The songs on COAL are more than just mining songs. Mattea said she wanted to pay tribute to "my place and my people" on a record that is as much a textured novel as it is an album. Raised near Charleston, West Virginia, her mining heritage is deep: both her parents grew up in coal camps, both her grandfathers were miners, her mother worked for the local UMWA. Her father was saved from the mines by an uncle who paid his way through college. "It's a coming together of a lot of different threads in my life," Mattea said.
Mattea is the multiple recipient of the Country Music Association's and Academy of Country Music's Single Of The Year award and kept a steady presence at the top of the country charts with nine Top 10 singles, including a 1990 duet, "The Battle Hymn Of Love," as well as the tender "Where've You Been," co-written by her husband, Jon Vezner, which earned her 1990s Grammy for Best Female Country Vocal Performance. The same year also saw her first gold album, Willow In The Wind.

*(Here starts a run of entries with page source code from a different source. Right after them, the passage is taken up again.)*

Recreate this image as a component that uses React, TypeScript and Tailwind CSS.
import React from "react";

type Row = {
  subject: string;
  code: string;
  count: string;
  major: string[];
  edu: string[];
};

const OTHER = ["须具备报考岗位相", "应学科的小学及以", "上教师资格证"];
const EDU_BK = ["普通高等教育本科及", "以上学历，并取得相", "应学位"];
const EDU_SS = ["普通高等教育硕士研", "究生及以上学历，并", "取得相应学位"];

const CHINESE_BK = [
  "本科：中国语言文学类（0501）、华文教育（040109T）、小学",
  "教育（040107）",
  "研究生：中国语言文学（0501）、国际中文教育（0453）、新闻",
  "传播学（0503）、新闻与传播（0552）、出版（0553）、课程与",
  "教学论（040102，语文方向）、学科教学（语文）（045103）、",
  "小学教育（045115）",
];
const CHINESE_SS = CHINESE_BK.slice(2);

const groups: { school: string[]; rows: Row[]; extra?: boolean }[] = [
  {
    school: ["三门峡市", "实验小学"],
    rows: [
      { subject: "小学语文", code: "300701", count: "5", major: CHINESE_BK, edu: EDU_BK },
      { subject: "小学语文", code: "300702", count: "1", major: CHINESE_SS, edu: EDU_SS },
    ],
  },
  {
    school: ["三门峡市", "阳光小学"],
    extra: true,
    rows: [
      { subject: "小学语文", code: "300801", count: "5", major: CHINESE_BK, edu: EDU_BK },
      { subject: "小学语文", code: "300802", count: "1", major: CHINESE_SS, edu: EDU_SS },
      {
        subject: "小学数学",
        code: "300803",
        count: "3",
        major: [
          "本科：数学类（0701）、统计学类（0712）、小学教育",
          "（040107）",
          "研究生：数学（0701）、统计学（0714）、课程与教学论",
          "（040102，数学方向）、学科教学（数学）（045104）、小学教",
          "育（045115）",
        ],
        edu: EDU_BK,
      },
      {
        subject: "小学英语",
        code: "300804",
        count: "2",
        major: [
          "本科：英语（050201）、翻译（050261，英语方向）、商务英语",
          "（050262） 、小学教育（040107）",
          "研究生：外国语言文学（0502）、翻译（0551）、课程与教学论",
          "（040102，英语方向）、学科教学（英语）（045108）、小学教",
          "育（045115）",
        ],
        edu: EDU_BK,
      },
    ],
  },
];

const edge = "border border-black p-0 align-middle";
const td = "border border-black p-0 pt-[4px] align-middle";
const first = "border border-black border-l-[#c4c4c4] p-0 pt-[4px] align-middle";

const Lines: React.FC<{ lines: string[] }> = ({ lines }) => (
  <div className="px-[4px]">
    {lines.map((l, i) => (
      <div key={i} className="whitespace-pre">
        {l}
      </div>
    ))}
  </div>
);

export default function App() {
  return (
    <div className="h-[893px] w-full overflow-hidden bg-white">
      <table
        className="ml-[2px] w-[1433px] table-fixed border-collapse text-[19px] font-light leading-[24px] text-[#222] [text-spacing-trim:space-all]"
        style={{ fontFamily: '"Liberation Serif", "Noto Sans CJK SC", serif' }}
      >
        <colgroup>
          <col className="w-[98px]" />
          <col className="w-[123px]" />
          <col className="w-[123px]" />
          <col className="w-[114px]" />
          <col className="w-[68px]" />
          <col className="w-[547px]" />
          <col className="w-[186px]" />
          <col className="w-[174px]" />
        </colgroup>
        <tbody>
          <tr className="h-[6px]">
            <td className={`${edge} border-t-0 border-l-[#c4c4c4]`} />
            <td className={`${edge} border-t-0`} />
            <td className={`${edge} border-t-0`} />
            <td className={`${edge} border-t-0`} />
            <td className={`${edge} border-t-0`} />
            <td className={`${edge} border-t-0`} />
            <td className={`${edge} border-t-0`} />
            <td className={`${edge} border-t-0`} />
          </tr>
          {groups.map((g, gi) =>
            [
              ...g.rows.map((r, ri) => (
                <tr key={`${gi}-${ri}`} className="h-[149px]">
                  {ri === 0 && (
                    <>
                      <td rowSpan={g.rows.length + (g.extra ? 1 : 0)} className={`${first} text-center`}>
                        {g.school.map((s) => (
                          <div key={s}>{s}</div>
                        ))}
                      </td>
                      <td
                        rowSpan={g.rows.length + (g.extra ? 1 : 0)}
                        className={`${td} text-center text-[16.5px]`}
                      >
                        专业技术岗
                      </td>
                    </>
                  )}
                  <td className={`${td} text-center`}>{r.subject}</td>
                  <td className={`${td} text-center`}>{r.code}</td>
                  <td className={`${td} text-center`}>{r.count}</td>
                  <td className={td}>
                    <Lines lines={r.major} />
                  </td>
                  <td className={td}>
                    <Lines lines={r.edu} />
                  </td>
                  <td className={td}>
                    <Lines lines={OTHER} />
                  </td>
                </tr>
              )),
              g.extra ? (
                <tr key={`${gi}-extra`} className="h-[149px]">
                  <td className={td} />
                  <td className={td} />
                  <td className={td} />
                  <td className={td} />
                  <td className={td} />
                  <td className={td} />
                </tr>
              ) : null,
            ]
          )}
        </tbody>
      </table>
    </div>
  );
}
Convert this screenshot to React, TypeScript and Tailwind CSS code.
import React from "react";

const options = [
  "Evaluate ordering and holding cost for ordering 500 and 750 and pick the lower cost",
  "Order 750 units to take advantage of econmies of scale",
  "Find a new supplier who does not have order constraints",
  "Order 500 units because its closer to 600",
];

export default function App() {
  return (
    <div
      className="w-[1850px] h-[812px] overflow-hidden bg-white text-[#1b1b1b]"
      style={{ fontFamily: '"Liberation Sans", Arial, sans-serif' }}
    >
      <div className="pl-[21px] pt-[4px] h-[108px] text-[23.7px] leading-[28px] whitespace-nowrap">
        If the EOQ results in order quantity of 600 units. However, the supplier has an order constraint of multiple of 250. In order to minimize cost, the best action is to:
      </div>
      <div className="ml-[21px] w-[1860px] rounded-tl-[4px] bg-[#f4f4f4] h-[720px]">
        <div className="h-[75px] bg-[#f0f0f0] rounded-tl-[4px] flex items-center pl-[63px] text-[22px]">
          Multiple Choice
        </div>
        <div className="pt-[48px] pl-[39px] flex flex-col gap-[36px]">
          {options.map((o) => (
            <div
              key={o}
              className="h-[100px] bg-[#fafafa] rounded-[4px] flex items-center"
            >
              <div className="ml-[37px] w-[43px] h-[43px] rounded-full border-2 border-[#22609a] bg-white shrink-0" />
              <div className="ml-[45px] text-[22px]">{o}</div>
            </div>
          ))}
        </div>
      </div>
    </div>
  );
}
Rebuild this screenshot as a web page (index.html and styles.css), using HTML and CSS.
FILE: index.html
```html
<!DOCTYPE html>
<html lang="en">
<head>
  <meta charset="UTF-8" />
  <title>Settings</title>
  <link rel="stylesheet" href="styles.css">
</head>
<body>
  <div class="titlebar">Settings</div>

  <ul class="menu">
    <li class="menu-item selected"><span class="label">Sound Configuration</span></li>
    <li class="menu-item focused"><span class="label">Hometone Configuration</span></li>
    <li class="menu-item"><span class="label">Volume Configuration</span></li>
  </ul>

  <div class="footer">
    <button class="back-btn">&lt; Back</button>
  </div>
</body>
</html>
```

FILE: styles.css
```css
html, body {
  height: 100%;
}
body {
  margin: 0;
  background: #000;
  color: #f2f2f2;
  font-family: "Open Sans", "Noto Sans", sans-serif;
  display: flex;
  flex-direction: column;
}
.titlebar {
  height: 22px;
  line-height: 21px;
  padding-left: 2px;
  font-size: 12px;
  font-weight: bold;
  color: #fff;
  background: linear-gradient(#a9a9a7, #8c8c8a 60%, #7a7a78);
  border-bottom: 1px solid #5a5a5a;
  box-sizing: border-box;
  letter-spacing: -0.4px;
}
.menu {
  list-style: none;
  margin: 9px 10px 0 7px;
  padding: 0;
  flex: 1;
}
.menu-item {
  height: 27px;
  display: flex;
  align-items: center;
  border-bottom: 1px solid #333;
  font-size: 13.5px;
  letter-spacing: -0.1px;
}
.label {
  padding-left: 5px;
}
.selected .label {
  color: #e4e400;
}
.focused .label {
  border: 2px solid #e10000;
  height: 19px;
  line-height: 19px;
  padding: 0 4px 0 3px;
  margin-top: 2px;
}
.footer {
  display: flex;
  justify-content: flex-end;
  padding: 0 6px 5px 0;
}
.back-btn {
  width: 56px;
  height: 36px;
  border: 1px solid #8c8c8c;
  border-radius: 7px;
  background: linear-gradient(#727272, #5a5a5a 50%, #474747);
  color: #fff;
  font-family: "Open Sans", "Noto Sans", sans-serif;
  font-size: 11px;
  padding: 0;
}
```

Throughout the '90s, Kathy's successes continued, charting still more singles, including 1994’s top five single "Walking Away A Winner," and releasing three more gold albums, the platinum-selling A Collection Of Hits and a long-awaited Christmas album, Good News, which earned Kathy her second Grammy, this time in the Gospel category.
With her social activism and her taste for songs with introspective lyrics, it has been often said that Mattea owes as much to the traditions of folk music as mainstream country. In 1991, Mattea took part in Voices That Care, a multi-artist project that featured other top names in music for a one-off single to raise money for the allied troops in the Gulf War. The project included Garth Brooks, Kenny Rogers, Randy Travis and introduced Celine Dion to the American audience.
She has also been heavily involved in HIV/AIDS-related charities, beginning in the early 1990s, and is often credited with being among the first to champion this cause among the country music community.
She performed with Mary Chapin Carpenter on VH1’s very first Save The Music concert, which also starred Bette Midler. Mattea traveled the country presenting Al Gore’s An Inconvenient Truth and speaking to crowds about the importance of fighting global warming and the environmental and physical devastation of coal mining.
Whatever the music, whatever the style, the feeling behind it is what Kathy Mattea treasures most. "At the end of the day music has to move me on a gut level. I think it's just about making some kind of connection with people. And I try to do that by staying connected with it myself. I guess by giving people a window on your insights into your own life, sometimes, if you're lucky, you can give them an insight into their own. If I can do that with my music, then I can't ask for much more."